The Office of Special Education hosted its annual “When the Bus Stops Coming” workshop on Saturday, Feb. 3, to provide families of students receiving special education support with information about services available for their students when they exit high school. 

The workshop featured a panel of students and their parents who shared about their participation in LCPS’ Community and Schools Together (CAST) program and Project SEARCH. Through both CAST and Project Search, students gain workplace and independent living skills by completing internships with local businesses. CAST is available to students who have graduated with an Applied Studies Diploma and can return to school through their 22nd birthday. Students can participate in CAST for multiple years. Project SEARCH is also available to students who have graduated with an Applied Studies Diploma and can return to school through their 22nd birthday. Project Search is a one-year program. Students who participate in Project Search are expected to exit the program for paid employment upon the completion of the program.

During the panel discussion, the four students shared about their work experiences and life skills gained through the programs. The students interned with local businesses, including Lansdowne Resort, Harris Teeter, Salamander Resort and Ashby Ponds Senior Living Community. Some of the life skills they spoke about included accessing transportation options and setting up and accessing bank accounts. 

One student panelist said, “Project SEARCH is a good program for those who still need help and are looking for job opportunities.” 

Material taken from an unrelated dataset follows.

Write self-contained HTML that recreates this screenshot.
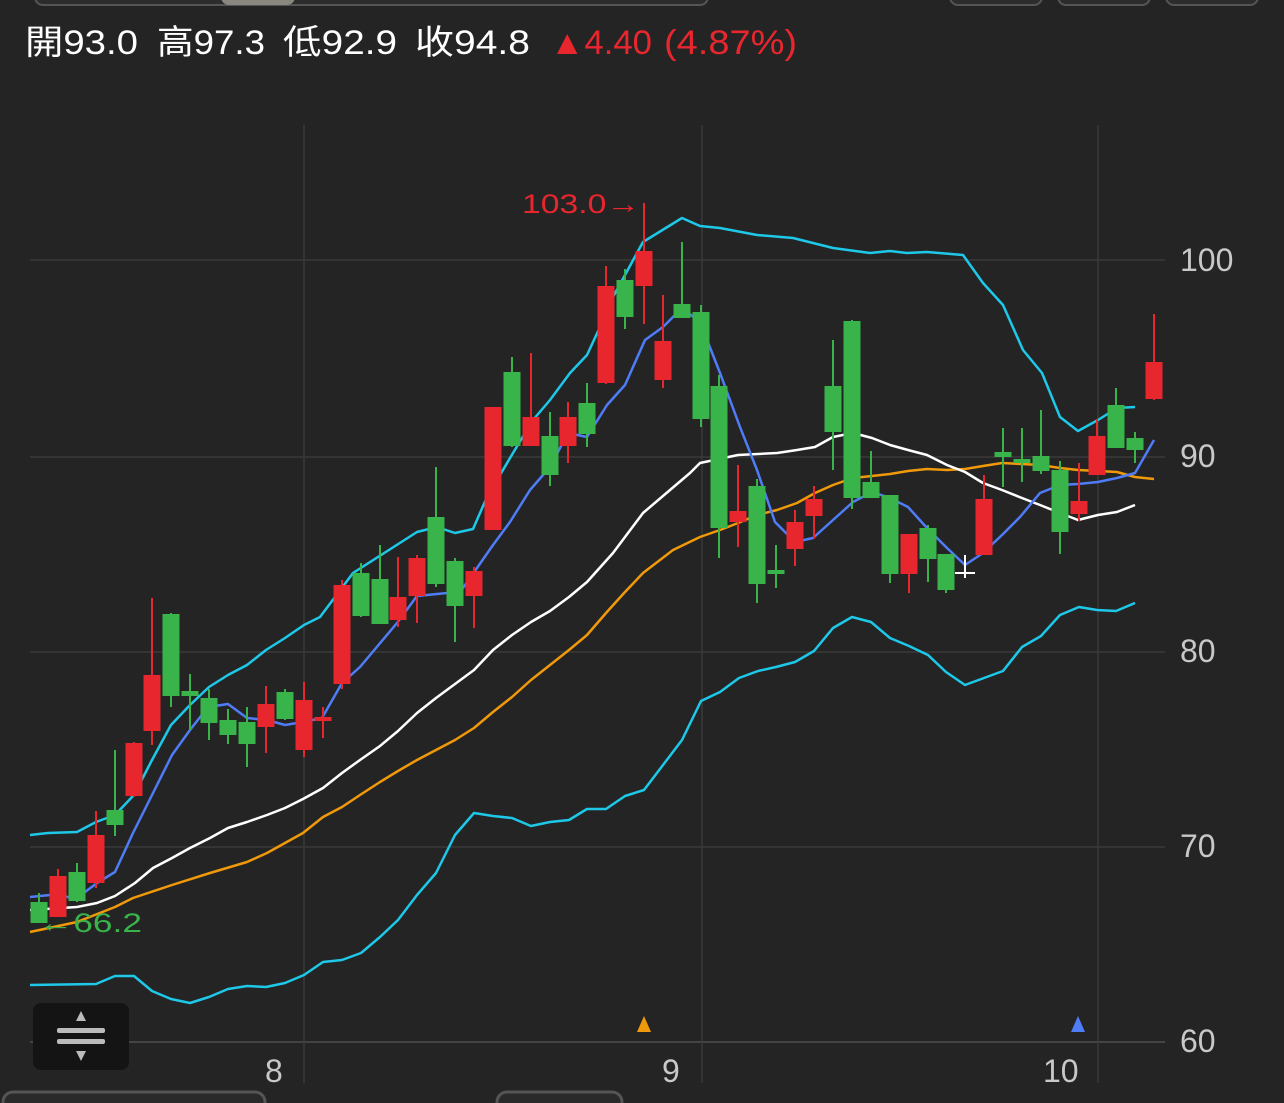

The student’s parent encouraged other parents to attend the “When the Bus Stops Coming” workshop every year “because things change year over year.” He continued by encouraging parents to ask questions, network and learn about all of the options available. “Take advantage of all the resources available and be flexible – you never know where your child is going to go.”

Other parents echoed this sentiment, encouraging parents to start job training skill development early and reiterating the need to take advantage of services offered to help parents and teachers learn more about their student’s strengths. 

Following the panel discussion, the workshop included presentations by the Virginia Department of Aging and Rehabilitative Services and the Loudoun County Office of Mental Health, Substance Abuse and Developmental Services. Participants also had the opportunity to learn more about services offered by area businesses and government agencies at a resource fair. Thirty agencies and businesses shared information at the adjoining resource fair. 

“The goal of ‘When the Bus Stops Coming’ is to provide an opportunity for parents to learn about the supports that may be available to their students when they exit high school,” said Jenna Arndt, Special Education Supervisor. “Many of our students will require some type of support into adulthood in order to navigate employment, continued education and independent living. This workshop allows parents to hear about what is available and how to connect with the agencies. We recognize that we share a lot of information, so we invite families to attend this workshop annually with the hope that they learn more each time they attend. It is never too early to start attending the workshop.”


If parents are interested in learning more about CAST or Project SEARCH, Arndt advises that each high school has a special education transition teacher who can provide information about these two programs. In addition, the Office of Transition Services is available to answer any questions.